Looking like a ballplayer doesn’t always mean somebody can play the game. Consider the many fine baseball movies made over the years when athletic-looking actors swing a bat or throw a ball. Some of the efforts have been cringe-worthy.

Watkins definitely wasn’t cringe-worthy. Not even close. Watkins remembers his thoughts as he took the mound in historic Terry Park.

“Wow!”

That was his initial reaction. He also noticed the park was very nice and his new teammates were serious.

Then, it was like he was back in college as a standout pitcher.  Watkins recalls breezing through the first inning on 10 pitches, striking out three. He ended up striking out, as he recalls, 12 or 13 over a few innings.

He also recalls his new manager’s reaction.

“He said where in the world have you been?” Watkins said, quoting his manager from that game.

He told Wright he had been playing softball.

Both men are successful businessmen away from the field. Watkins own half of Greenbrier Dodge in Chesapeake, Va. Wright owns Wright’s Well & Irrigation in Virginia Beach. That company is the origin of the team’s name.

But it’s more than talent that has kept these teammates together. It’s respect for how they live their lives and treat others.

Watkins admires Wright’s work ethic on and off the field.

“He works really hard at his profession,” Watkins said.

The men respect what the other has achieved as successful Virginia businessmen and how the drive, initiative and discipline needed in business has translated into building a baseball team and enduring friendships.

It all began in that long-ago Roy Hobbs World Series game.

The car dealer was hooked being back in baseball, but it’s the camaraderie that really keeps pulling him back to the Roy Hobbs World Series year after year.

“It’s the before and after games,” Watkins said, referring to the precious time when teammates bond and share stories and maybe harmless lies about exploits from yesteryear.

Another factor that keeps him coming back is his friend and manager, Gary Wright. He respects Wright’s organizational ability that keeps the Drillers and its various age group teams humming along.

“It didn’t take long to realize he has a handle on things,” Watkins said.

It’s more than administrative ability he admires in Wright.

“He’s really dedicated to baseball as much as anybody I’ve seen,” Watkins said. “It’s his heart and soul.”

Wright knows his way around the game and can spot talent.

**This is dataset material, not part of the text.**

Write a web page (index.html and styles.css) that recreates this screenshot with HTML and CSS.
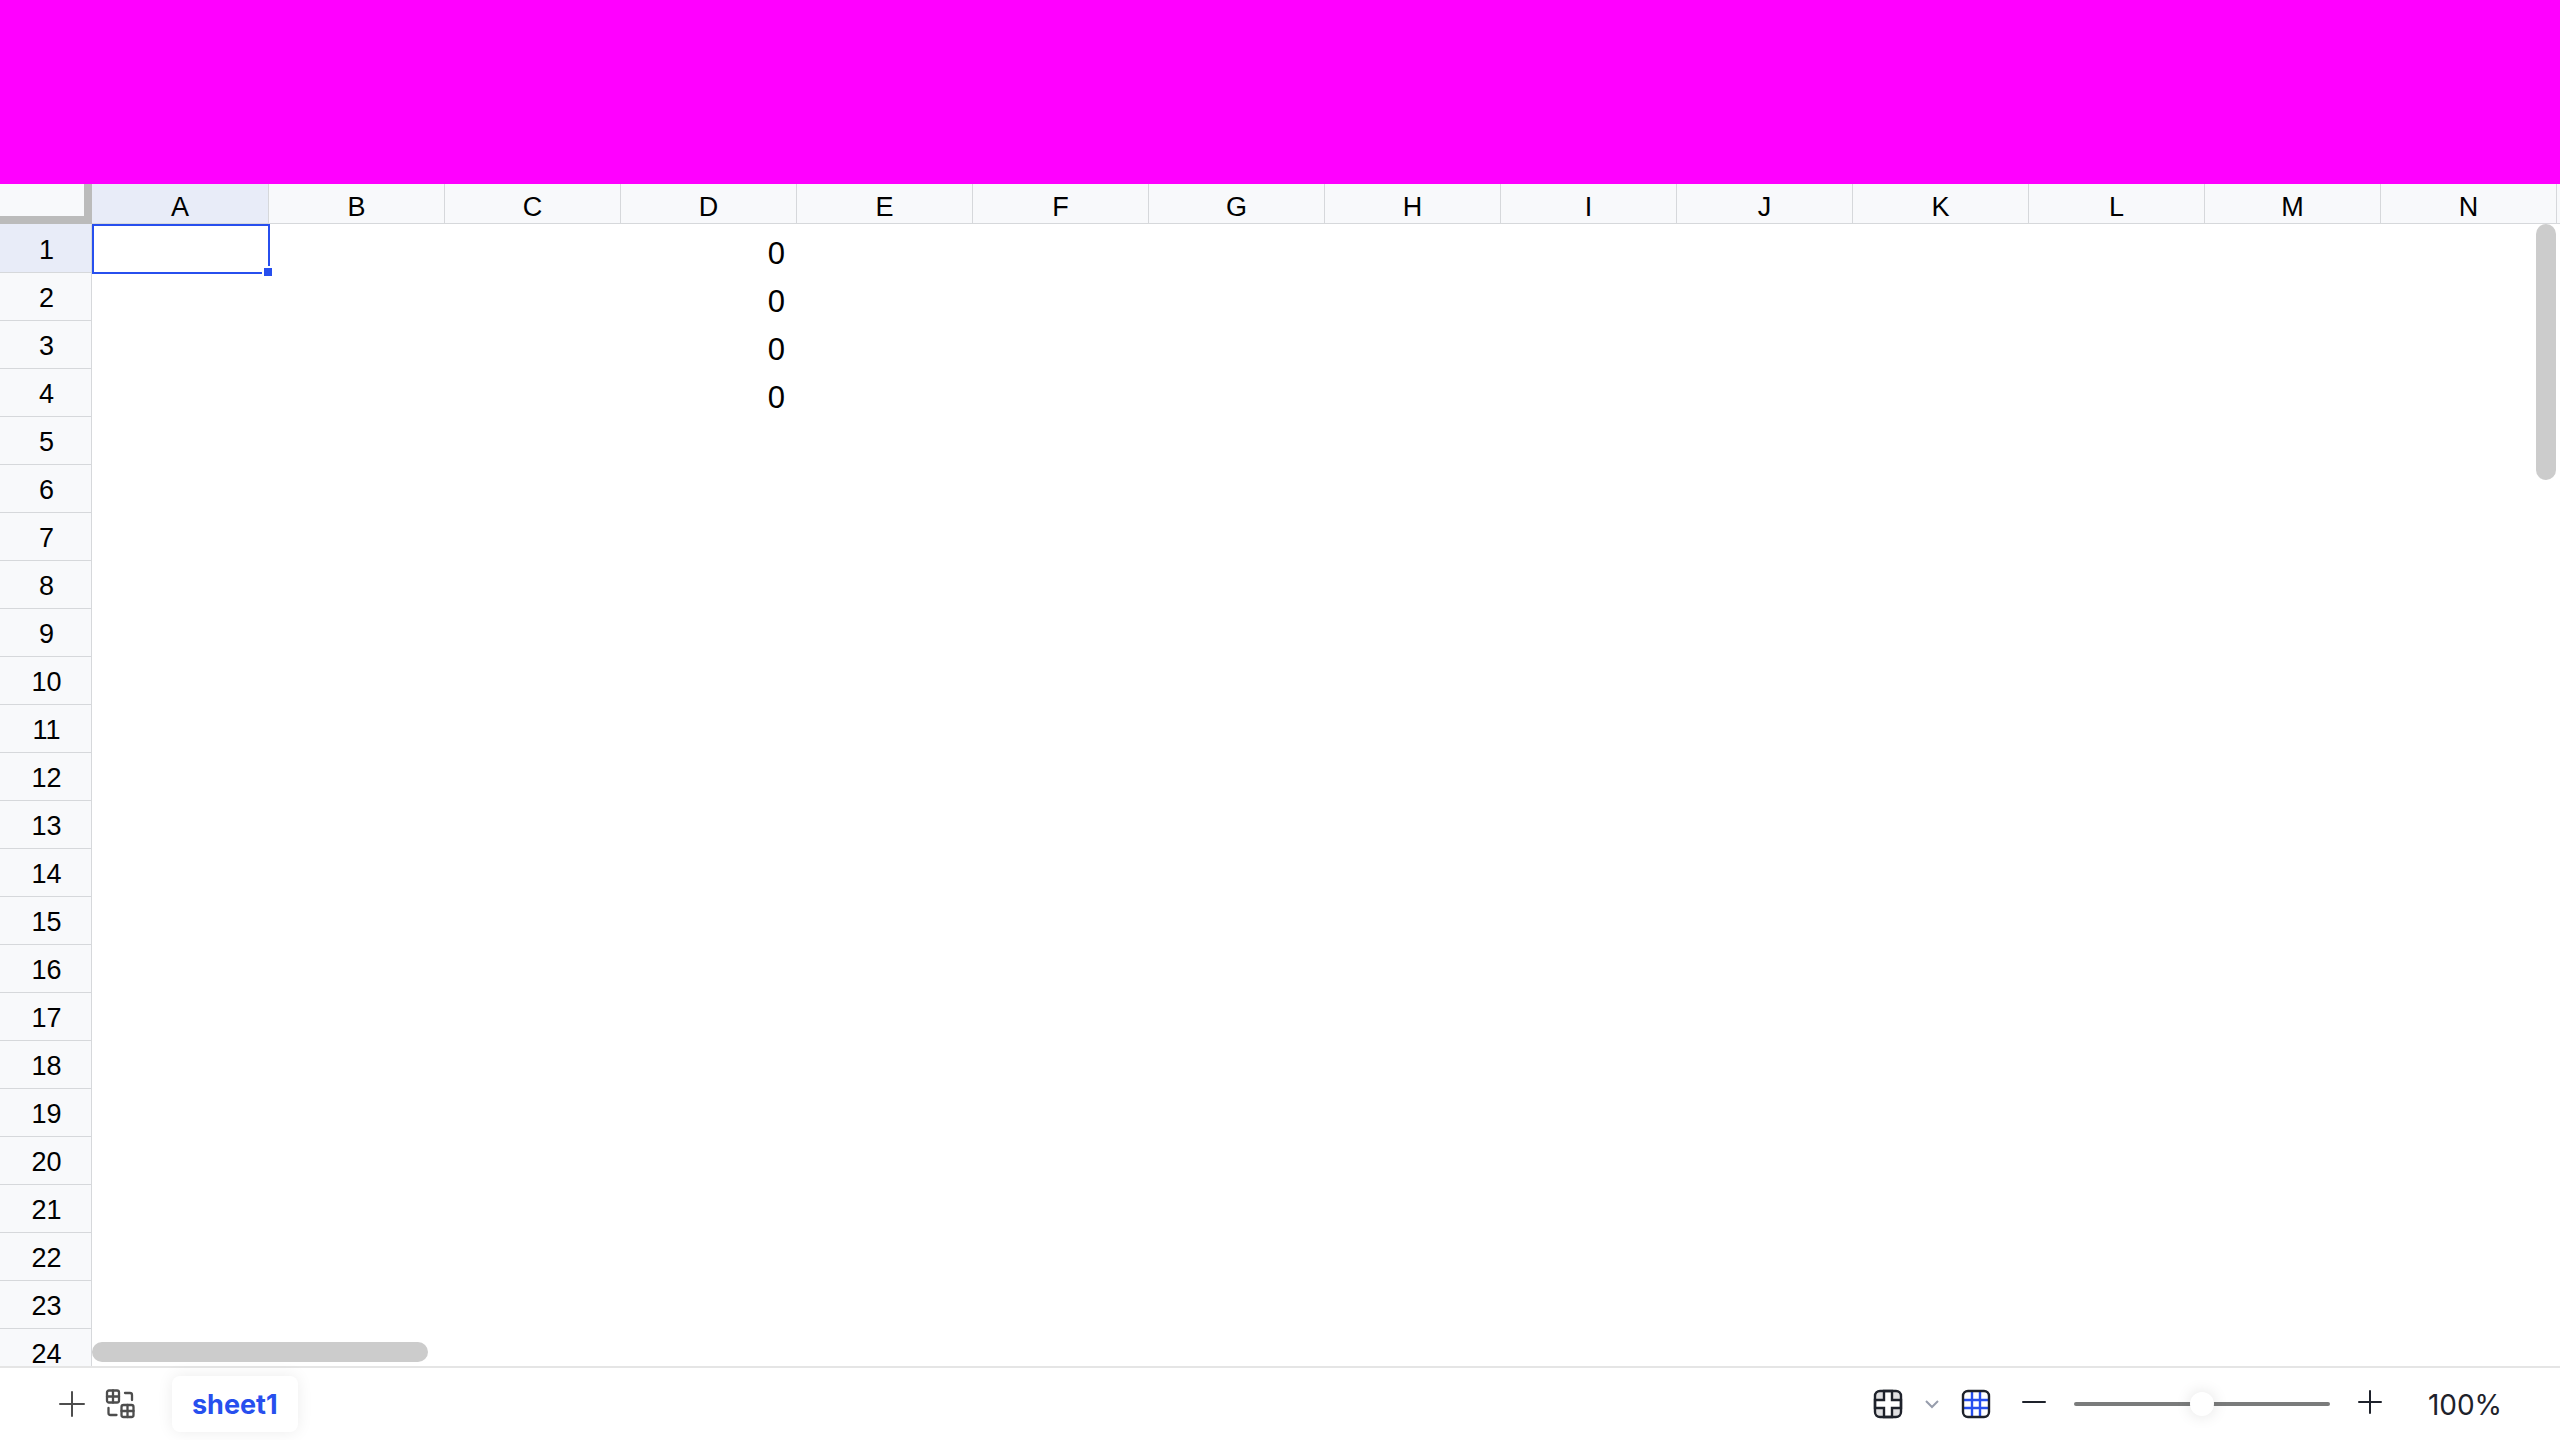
FILE: index.html
```html
<!DOCTYPE html>
<html lang="en">
<head>
<meta charset="utf-8">
<title>Spreadsheet</title>
<link rel="stylesheet" href="styles.css">
</head>
<body>
<div class="app">
  <header class="banner"></header>
  <main class="sheet">
    <table class="grid">
      <thead>
        <tr>
          <th class="corner"></th>
          <th class="col active" scope="col">A</th><th class="col" scope="col">B</th><th class="col" scope="col">C</th><th class="col" scope="col">D</th><th class="col" scope="col">E</th><th class="col" scope="col">F</th><th class="col" scope="col">G</th><th class="col" scope="col">H</th><th class="col" scope="col">I</th><th class="col" scope="col">J</th><th class="col" scope="col">K</th><th class="col" scope="col">L</th><th class="col" scope="col">M</th><th class="col" scope="col">N</th><th class="col" scope="col"></th>
        </tr>
      </thead>
      <tbody>
        <tr><th class="row active" scope="row">1</th><td class="selected"><div class="selection"><span class="fill-handle"></span></div></td><td></td><td></td><td class="number">0</td><td colspan="11"></td></tr>
        <tr><th class="row" scope="row">2</th><td></td><td></td><td></td><td class="number">0</td><td colspan="11"></td></tr>
        <tr><th class="row" scope="row">3</th><td></td><td></td><td></td><td class="number">0</td><td colspan="11"></td></tr>
        <tr><th class="row" scope="row">4</th><td></td><td></td><td></td><td class="number">0</td><td colspan="11"></td></tr>
        <tr><th class="row" scope="row">5</th><td colspan="15"></td></tr>
        <tr><th class="row" scope="row">6</th><td colspan="15"></td></tr>
        <tr><th class="row" scope="row">7</th><td colspan="15"></td></tr>
        <tr><th class="row" scope="row">8</th><td colspan="15"></td></tr>
        <tr><th class="row" scope="row">9</th><td colspan="15"></td></tr>
        <tr><th class="row" scope="row">10</th><td colspan="15"></td></tr>
        <tr><th class="row" scope="row">11</th><td colspan="15"></td></tr>
        <tr><th class="row" scope="row">12</th><td colspan="15"></td></tr>
        <tr><th class="row" scope="row">13</th><td colspan="15"></td></tr>
        <tr><th class="row" scope="row">14</th><td colspan="15"></td></tr>
        <tr><th class="row" scope="row">15</th><td colspan="15"></td></tr>
        <tr><th class="row" scope="row">16</th><td colspan="15"></td></tr>
        <tr><th class="row" scope="row">17</th><td colspan="15"></td></tr>
        <tr><th class="row" scope="row">18</th><td colspan="15"></td></tr>
        <tr><th class="row" scope="row">19</th><td colspan="15"></td></tr>
        <tr><th class="row" scope="row">20</th><td colspan="15"></td></tr>
        <tr><th class="row" scope="row">21</th><td colspan="15"></td></tr>
        <tr><th class="row" scope="row">22</th><td colspan="15"></td></tr>
        <tr><th class="row" scope="row">23</th><td colspan="15"></td></tr>
        <tr><th class="row" scope="row">24</th><td colspan="15"></td></tr>
      </tbody>
    </table>
    <div class="scrollbar vertical"></div>
    <div class="scrollbar horizontal"></div>
  </main>
  <footer class="footer">
    <div class="sheet-tools">
      <button class="icon-button muted" type="button" aria-label="Add sheet">
        <svg width="32" height="32" viewBox="0 0 32 32" fill="none" stroke="currentColor" stroke-width="2" stroke-linecap="round"><path d="M16 4v24M4 16h24"/></svg>
      </button>
      <button class="icon-button muted" type="button" aria-label="All sheets">
        <svg width="32" height="32" viewBox="0 0 32 32" fill="none" stroke="currentColor" stroke-width="2.3" stroke-linecap="round" stroke-linejoin="round"><rect x="3" y="2.5" width="12" height="12" rx="2"/><path d="M9 2.5v12M3 8.500h12"/><rect x="17.5" y="17" width="12" height="12" rx="2"/><path d="M23.5 17v12M17.5 23h12M21 5h5a2 2 0 0 1 2 2v5M4.5 20v5a2 2 0 0 0 2 2h6"/></svg>
      </button>
    </div>
    <button class="tab" type="button">sheet1</button>
    <div class="view-tools">
      <button class="icon-button" type="button" aria-label="Highlight row and column">
        <svg width="32" height="32" viewBox="0 0 32 32" fill="none" stroke="currentColor" stroke-width="2.4"><rect x="3" y="3" width="26" height="26" rx="5" fill="#e0e0e2" stroke="none"/><path d="M12 3h8v9h9v8h-9v9h-8v-9H3v-8h9z" fill="#fff"/><rect x="3" y="3" width="26" height="26" rx="5"/></svg>
      </button>
      <button class="icon-button narrow" type="button" aria-label="Highlight options">
        <svg width="16" height="16" viewBox="0 0 16 16" fill="none" stroke="currentColor" stroke-width="2"><path d="M2 5l6 6 6-6"/></svg>
      </button>
      <button class="icon-button" type="button" aria-label="Gridlines">
        <svg width="32" height="32" viewBox="0 0 32 32" fill="none" stroke-width="2.4"><path d="M12 4v24M20 4v24M4 12h24M4 20h24" stroke="#274fee"/><rect x="3" y="3" width="26" height="26" rx="5" stroke="currentColor"/></svg>
      </button>
    </div>
    <div class="zoom-tools">
      <button class="icon-button" type="button" aria-label="Zoom out">
        <svg width="32" height="32" viewBox="0 0 32 32" fill="none" stroke="currentColor" stroke-width="2" stroke-linecap="round"><path d="M5 14h22"/></svg>
      </button>
      <input class="zoom-slider" type="range" min="0" max="100" value="50" aria-label="Zoom">
      <button class="icon-button" type="button" aria-label="Zoom in">
        <svg width="32" height="32" viewBox="0 0 32 32" fill="none" stroke="currentColor" stroke-width="2" stroke-linecap="round"><path d="M5 14h22M16 3v22"/></svg>
      </button>
      <button class="zoom-value" type="button">100%</button>
    </div>
  </footer>
</div>
</body>
</html>
```
FILE: styles.css
```css
* {
  box-sizing: border-box;
}

body {
  margin: 0;
  background: #fff;
  color: #000;
  font-family: "Liberation Sans", Arial, sans-serif;
}

button {
  margin: 0;
  padding: 0;
  border: 0;
  background: none;
  color: inherit;
  cursor: pointer;
}

.app {
  display: flex;
  flex-direction: column;
  height: 100vh;
}

.banner {
  flex: none;
  height: 184px;
  background: #f0f;
}

.sheet {
  position: relative;
  flex: 1;
  min-height: 0;
  overflow: hidden;
}

.grid {
  width: max-content;
  border-spacing: 0;
}

.grid th {
  background: #f8f9fb;
  font-size: 27px;
  font-weight: 400;
  line-height: 30px;
  text-align: center;
}

.grid td {
  height: 48px;
  padding: 0;
}

.grid .corner {
  width: 92px;
  min-width: 92px;
  padding: 0;
  border: solid #bbb;
  border-width: 0 8px 8px 0;
}

.grid .col {
  width: 176px;
  min-width: 176px;
  height: 40px;
  padding: 6px 0 0;
  border-left: 1px solid #d6d8db;
  border-bottom: 1px solid #d6d8db;
}

.grid .corner + .col {
  border-left: 0;
}

.grid .row {
  height: 48px;
  padding: 3px 0 0 2px;
  border-top: 1px solid #d6d8db;
  border-right: 1px solid #d6d8db;
}

.grid tr:first-child .row {
  border-top-color: #e8ecf8;
}

.grid .active {
  background: #e8ecf8;
}

.grid .number {
  padding: 12px 11px 0 0;
  font-size: 31px;
  line-height: 36px;
  text-align: right;
}

.selected {
  position: relative;
}

.selection {
  position: absolute;
  inset: 0 -2px -2px 0;
  border: 2px solid #274fee;
}

.fill-handle {
  position: absolute;
  right: -6px;
  bottom: -6px;
  width: 12px;
  height: 12px;
  border: 2px solid #fff;
  background: #274fee;
}

.scrollbar {
  position: absolute;
  border-radius: 10px;
  background: #ccc;
}

.scrollbar.vertical {
  top: 40px;
  right: 4px;
  width: 20px;
  height: 256px;
}

.scrollbar.horizontal {
  bottom: 4px;
  left: 92px;
  width: 336px;
  height: 20px;
}

.footer {
  display: flex;
  flex: none;
  align-items: center;
  height: 74px;
  padding: 0 40px 0 52px;
  border-top: 2px solid #e5e5e5;
  color: #1e222b;
  font-family: Inter, sans-serif;
}

.sheet-tools {
  display: flex;
  gap: 8px;
  margin-right: 32px;
}

.icon-button {
  display: flex;
  align-items: center;
  justify-content: center;
  width: 40px;
  height: 40px;
}

.icon-button.muted {
  color: #4d4d4d;
}

.icon-button.narrow {
  width: 24px;
  color: #979dac;
}

.tab {
  height: 56px;
  padding: 2px 20px 0;
  border-radius: 8px;
  background: #fff;
  box-shadow: 0 0 16px rgba(0, 0, 0, 0.08);
  color: #274fee;
  font-family: inherit;
  font-size: 27px;
  font-weight: 700;
  line-height: 32px;
}

.view-tools {
  display: flex;
  gap: 12px;
  margin-left: auto;
  margin-right: 18px;
}

.zoom-tools {
  display: flex;
  align-items: center;
  gap: 20px;
}

.zoom-slider {
  width: 256px;
  height: 24px;
  margin: 0;
  appearance: none;
  background: none;
}

.zoom-slider::-webkit-slider-runnable-track {
  height: 4px;
  border-radius: 2px;
  background: #7a7b7b;
}

.zoom-slider::-webkit-slider-thumb {
  width: 24px;
  height: 24px;
  margin-top: -10px;
  border-radius: 50%;
  appearance: none;
  background: #fff;
  box-shadow: 0 0 16px rgba(0, 0, 0, 0.12);
}

.zoom-value {
  width: 110px;
  padding-top: 2px;
  font-family: inherit;
  font-size: 28px;
  line-height: 40px;
}
```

In Watkins, he has one of the best.

“He pitches, and he hits,” Wright said.

Even now, 40 years after Watkins’ collegiate career, he can still hit. Wright said Watkins can still blast 375-foot homers with a 32-inch wood bat. And then the lefty can still deal from the mound.

“He’s the real deal,” Wright said.

Wright said Watkins has been nicknamed “The Franchise.”

Then there is Watkins’ humble character.

“You wouldn’t know if he had 3 dollars or a whole bunch of money,” Wright said.

As the co-owner of a successful Dodger dealership, Watkins is certainly comfortable financially.

Wright, though, appreciates Watkins’ modesty and generosity toward teammates who might not be as well off.

“Just one of a kind,” Wright said.

Thurston Watkins and Gary Wright have come a long way since that first game together at Terry Park.

But one thing above all binds them together.

“Once a Driller,” Watkins said,  “always a Driller.”